By the mid-2000s, the ranking had changed substantially. Cities in emerging economies dominated the list of the world's largest urban areas. Tokyo topped the list with more than 35 million people, followed by Mexico City and Mumbai with roughly 20 million each. Meanwhile, New York had dropped to fourth, followed by Sao Paulo, Delhi, Calcutta, Jakarta, Buenos Aires, and Dhaka. Los Angeles was 12th, Paris 22nd, Chicago 25th, and London 28th. [Emphasis added.]
Obviously, if cities like Tokyo, Mumbai, and Shanghai continue to figure prominently among the world's largest -- and most-economically successful -- urban areas, chances are that manufacturing and service companies in their respective spheres of influence (i.e. primarily in Asia) will prosper as a result, and the U.S. will see little, if any, economic benefit from such growth. If, however, U.S. cities such as New York, Washington, D.C., Los Angeles, Chicago, and Boston, as well as second-tier cities such as Pittsburgh, Cleveland, and St. Louis, are successful in attracting and retaining Creatives regardless of their respective countries of origin, then the domestic economy will benefit from the U.S.'s collective aggregation of global, intellectual capital.

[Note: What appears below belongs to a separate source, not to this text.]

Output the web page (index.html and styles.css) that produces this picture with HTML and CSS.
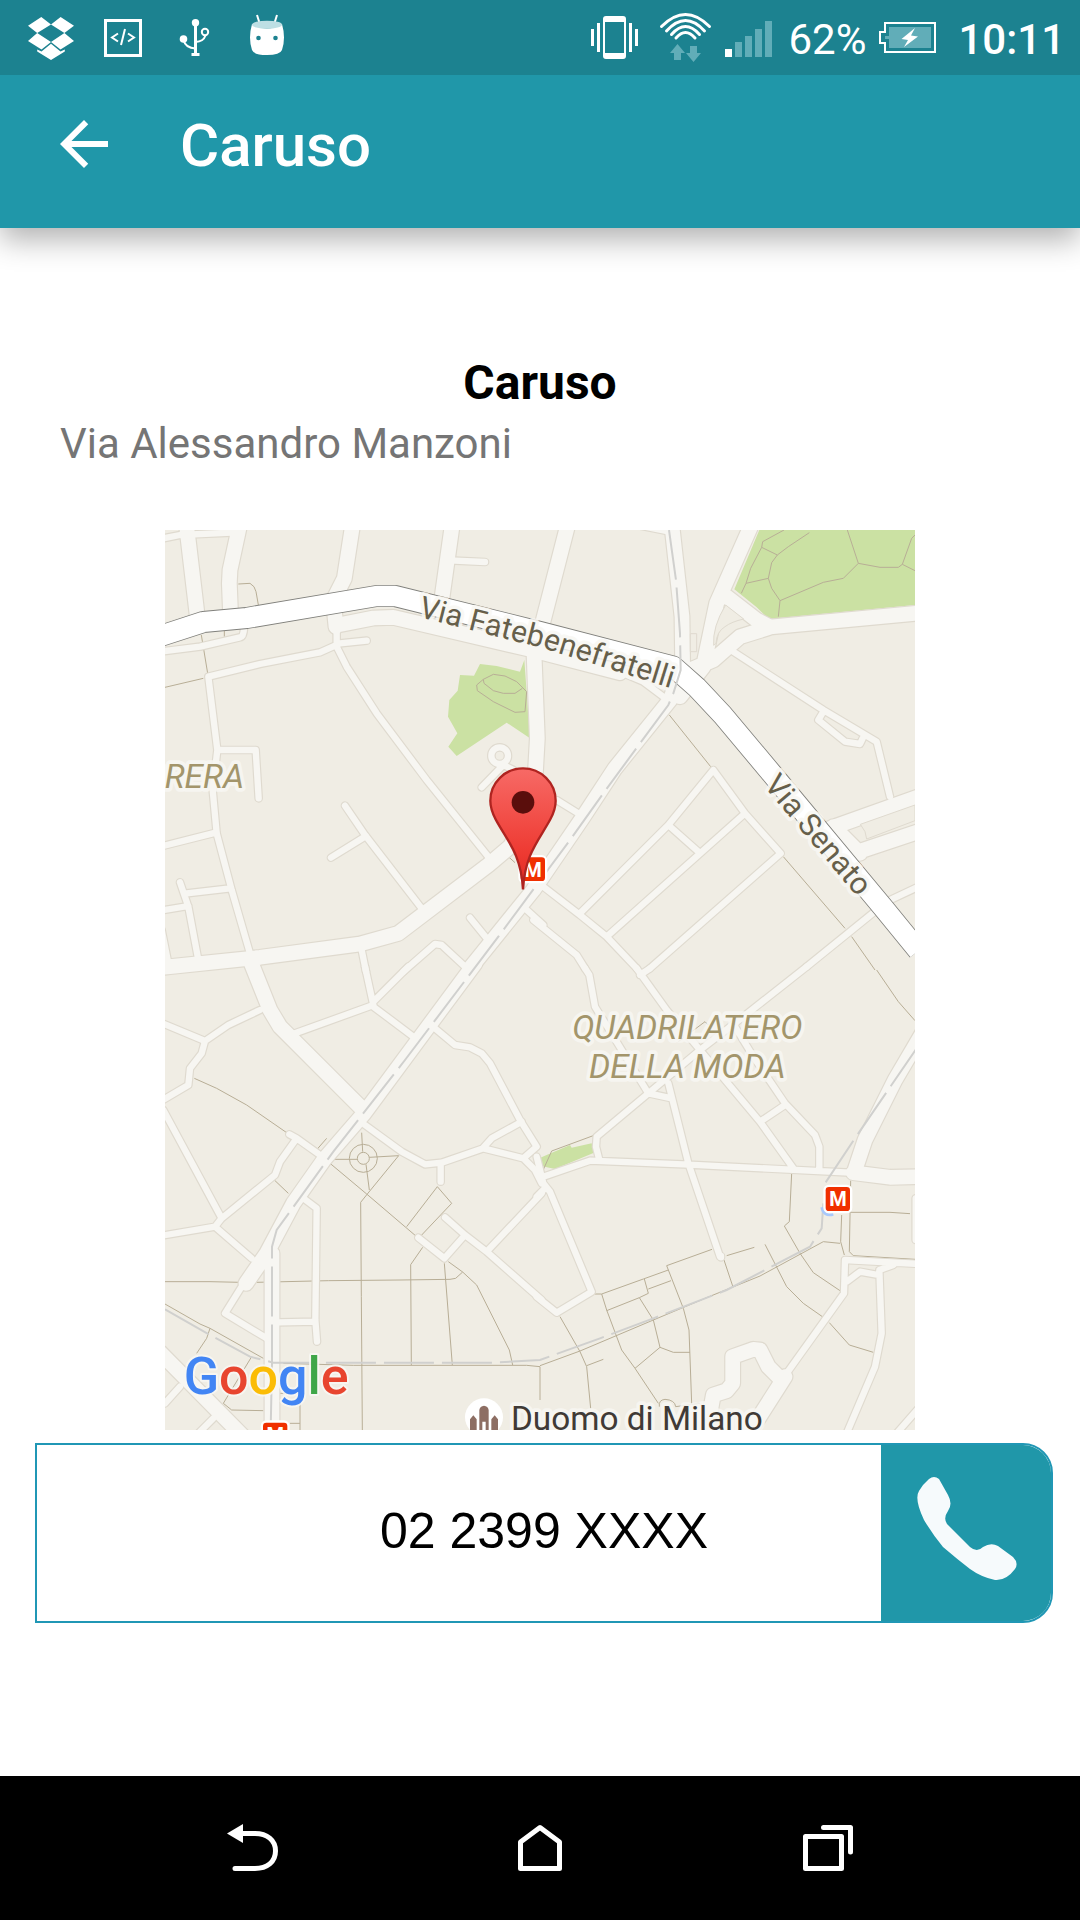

It is regrettable, at best, that at a time when the U.S. should be making an even-greater investment in higher education -- as well as in primary and secondary education -- so that we might compete much more aggressively for Creatives on a global scale, local and state governments, as well as the federal government, are succumbing to short-sighted pressures to cut education spending as a means of balancing budgets and reducing government debt. It would be truly unfortunate (but it is not even close to being outside the realm of the possible) if twenty years from now we woke up to the realization that the U.S. prominence in the world's economy had dropped even farther from where it stood today, because we made the mistake of shortchanging our educational systems at precisely the time when we needed to do the exact opposite.